§ PROBLEM TO WORK ON
Read through the data and report every line in which the word "React" occurs.

§ GIVEN DATA
--- Start ---
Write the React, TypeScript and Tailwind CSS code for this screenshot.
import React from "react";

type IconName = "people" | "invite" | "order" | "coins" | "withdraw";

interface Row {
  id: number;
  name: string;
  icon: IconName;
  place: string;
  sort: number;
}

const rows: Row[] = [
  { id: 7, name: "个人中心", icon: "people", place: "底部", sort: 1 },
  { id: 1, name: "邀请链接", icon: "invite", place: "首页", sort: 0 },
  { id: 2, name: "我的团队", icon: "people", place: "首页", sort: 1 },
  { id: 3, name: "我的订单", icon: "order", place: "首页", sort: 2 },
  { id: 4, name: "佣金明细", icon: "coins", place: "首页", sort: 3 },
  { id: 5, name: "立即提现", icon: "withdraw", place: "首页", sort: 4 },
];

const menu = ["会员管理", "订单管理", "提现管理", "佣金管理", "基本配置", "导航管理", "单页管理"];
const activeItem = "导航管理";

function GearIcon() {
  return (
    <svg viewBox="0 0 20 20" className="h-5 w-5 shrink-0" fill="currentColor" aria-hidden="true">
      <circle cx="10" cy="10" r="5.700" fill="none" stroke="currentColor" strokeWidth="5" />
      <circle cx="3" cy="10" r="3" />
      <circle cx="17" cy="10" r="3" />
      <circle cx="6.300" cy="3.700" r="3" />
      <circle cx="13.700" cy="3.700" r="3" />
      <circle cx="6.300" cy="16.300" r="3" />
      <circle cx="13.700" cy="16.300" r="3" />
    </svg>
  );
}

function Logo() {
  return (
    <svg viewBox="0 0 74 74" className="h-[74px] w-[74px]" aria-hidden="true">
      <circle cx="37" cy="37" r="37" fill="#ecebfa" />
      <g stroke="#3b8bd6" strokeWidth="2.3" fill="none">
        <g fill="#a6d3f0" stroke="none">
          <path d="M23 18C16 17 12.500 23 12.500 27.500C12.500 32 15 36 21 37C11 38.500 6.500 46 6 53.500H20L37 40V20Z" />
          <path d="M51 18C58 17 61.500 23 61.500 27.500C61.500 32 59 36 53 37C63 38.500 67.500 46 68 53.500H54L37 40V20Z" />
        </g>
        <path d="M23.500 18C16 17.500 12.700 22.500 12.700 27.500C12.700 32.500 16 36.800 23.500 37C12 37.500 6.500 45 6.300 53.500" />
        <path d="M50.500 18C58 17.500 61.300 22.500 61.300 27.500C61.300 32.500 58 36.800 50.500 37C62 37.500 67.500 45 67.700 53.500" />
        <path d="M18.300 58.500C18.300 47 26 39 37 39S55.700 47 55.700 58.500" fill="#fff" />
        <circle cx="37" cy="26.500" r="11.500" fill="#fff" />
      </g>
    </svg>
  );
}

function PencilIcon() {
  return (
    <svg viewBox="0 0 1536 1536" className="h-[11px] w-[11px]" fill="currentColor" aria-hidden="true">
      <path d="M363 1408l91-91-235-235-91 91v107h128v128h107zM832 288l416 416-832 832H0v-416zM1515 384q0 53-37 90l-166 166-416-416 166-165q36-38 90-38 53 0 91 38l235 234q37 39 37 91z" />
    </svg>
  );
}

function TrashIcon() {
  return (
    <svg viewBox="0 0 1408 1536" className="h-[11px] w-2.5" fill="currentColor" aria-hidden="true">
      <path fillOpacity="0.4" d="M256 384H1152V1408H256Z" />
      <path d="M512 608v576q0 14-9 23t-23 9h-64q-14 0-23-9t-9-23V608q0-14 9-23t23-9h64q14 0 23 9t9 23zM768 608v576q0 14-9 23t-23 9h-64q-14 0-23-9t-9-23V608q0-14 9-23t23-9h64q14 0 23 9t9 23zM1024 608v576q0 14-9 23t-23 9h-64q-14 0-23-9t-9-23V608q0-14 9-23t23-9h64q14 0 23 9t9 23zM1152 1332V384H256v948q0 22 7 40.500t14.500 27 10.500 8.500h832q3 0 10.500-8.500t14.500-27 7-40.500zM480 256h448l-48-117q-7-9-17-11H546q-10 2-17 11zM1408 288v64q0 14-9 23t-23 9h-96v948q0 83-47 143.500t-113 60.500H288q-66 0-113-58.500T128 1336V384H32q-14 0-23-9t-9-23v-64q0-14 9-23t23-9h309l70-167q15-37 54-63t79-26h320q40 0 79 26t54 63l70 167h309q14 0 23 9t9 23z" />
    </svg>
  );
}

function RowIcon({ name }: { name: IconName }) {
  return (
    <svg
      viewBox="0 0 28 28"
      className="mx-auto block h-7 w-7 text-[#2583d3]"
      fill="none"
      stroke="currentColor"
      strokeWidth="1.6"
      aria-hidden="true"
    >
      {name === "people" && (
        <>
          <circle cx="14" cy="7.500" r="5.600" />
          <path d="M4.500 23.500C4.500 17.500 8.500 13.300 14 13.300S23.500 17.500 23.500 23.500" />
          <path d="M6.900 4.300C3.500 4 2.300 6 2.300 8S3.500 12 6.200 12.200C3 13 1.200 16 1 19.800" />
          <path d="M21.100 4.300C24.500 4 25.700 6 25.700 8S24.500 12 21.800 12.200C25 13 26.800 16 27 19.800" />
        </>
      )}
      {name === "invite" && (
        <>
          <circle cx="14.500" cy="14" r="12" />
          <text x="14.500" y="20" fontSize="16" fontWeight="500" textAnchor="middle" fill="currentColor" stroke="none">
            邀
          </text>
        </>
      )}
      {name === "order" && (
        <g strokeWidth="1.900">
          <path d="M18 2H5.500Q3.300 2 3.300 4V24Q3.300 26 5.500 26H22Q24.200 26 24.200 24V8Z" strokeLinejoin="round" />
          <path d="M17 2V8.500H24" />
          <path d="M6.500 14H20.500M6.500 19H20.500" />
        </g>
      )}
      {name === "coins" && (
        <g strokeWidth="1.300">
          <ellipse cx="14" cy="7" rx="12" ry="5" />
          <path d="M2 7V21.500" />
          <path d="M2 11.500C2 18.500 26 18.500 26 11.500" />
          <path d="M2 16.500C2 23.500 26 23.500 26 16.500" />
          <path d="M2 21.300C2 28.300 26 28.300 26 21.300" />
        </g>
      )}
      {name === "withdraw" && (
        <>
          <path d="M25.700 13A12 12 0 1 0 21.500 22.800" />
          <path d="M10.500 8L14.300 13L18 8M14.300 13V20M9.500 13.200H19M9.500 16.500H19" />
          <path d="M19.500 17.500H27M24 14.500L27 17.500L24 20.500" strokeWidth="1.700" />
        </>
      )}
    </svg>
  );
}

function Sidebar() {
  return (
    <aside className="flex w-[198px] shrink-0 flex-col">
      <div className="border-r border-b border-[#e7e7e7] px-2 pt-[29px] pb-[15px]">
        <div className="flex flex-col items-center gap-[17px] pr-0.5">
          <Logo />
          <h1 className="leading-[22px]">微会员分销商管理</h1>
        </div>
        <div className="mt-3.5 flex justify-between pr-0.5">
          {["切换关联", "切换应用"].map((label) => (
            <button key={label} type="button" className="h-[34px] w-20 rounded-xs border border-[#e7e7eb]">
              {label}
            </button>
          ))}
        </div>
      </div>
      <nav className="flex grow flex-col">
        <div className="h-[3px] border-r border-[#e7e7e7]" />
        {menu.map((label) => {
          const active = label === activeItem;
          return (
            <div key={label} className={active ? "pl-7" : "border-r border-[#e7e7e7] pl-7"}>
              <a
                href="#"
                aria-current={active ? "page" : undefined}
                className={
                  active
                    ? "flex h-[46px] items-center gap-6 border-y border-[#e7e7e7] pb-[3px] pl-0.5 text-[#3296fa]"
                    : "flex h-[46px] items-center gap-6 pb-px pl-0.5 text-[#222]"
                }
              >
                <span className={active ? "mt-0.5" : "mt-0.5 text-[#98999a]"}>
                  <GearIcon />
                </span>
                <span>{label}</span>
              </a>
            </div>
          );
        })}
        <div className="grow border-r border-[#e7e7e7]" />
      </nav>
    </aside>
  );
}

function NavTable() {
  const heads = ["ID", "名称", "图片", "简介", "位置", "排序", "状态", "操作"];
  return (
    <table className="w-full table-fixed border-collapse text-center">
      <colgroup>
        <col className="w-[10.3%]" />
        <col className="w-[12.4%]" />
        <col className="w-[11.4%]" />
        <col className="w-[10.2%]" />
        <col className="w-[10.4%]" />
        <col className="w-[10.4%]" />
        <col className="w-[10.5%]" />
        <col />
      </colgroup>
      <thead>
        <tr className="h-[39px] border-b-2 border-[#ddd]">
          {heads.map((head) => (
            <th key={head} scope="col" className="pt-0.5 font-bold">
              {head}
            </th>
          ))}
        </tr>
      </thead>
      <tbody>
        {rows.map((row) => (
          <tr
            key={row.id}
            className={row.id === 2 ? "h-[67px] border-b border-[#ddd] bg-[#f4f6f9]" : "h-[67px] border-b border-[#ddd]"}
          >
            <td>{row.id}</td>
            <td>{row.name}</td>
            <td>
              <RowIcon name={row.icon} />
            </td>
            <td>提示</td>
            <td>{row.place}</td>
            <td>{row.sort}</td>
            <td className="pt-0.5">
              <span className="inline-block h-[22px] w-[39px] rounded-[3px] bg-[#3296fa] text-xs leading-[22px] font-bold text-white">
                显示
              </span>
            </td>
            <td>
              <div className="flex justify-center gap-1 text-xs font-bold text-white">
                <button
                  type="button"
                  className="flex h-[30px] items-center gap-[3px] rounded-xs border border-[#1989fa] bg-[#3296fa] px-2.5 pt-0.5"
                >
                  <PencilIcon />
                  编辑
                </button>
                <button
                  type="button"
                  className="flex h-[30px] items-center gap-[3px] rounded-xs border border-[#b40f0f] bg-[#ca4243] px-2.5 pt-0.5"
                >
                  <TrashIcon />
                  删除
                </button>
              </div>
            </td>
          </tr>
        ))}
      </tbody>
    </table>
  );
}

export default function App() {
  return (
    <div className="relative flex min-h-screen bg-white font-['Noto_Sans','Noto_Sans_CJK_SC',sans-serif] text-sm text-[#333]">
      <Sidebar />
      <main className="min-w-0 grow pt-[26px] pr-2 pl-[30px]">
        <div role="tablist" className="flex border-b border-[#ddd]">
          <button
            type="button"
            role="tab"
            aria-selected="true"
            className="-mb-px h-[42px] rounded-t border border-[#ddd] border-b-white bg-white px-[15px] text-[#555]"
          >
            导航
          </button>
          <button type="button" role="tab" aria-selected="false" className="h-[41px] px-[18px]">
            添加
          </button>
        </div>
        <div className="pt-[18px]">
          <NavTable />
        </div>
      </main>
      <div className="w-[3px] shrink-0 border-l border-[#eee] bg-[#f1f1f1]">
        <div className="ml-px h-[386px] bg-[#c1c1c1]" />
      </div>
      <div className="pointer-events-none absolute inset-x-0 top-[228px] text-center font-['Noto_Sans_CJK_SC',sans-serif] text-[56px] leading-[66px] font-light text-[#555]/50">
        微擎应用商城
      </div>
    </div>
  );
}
--- End ---
§ REPLY
Write the React, TypeScript and Tailwind CSS code for this screenshot.
import React from "react";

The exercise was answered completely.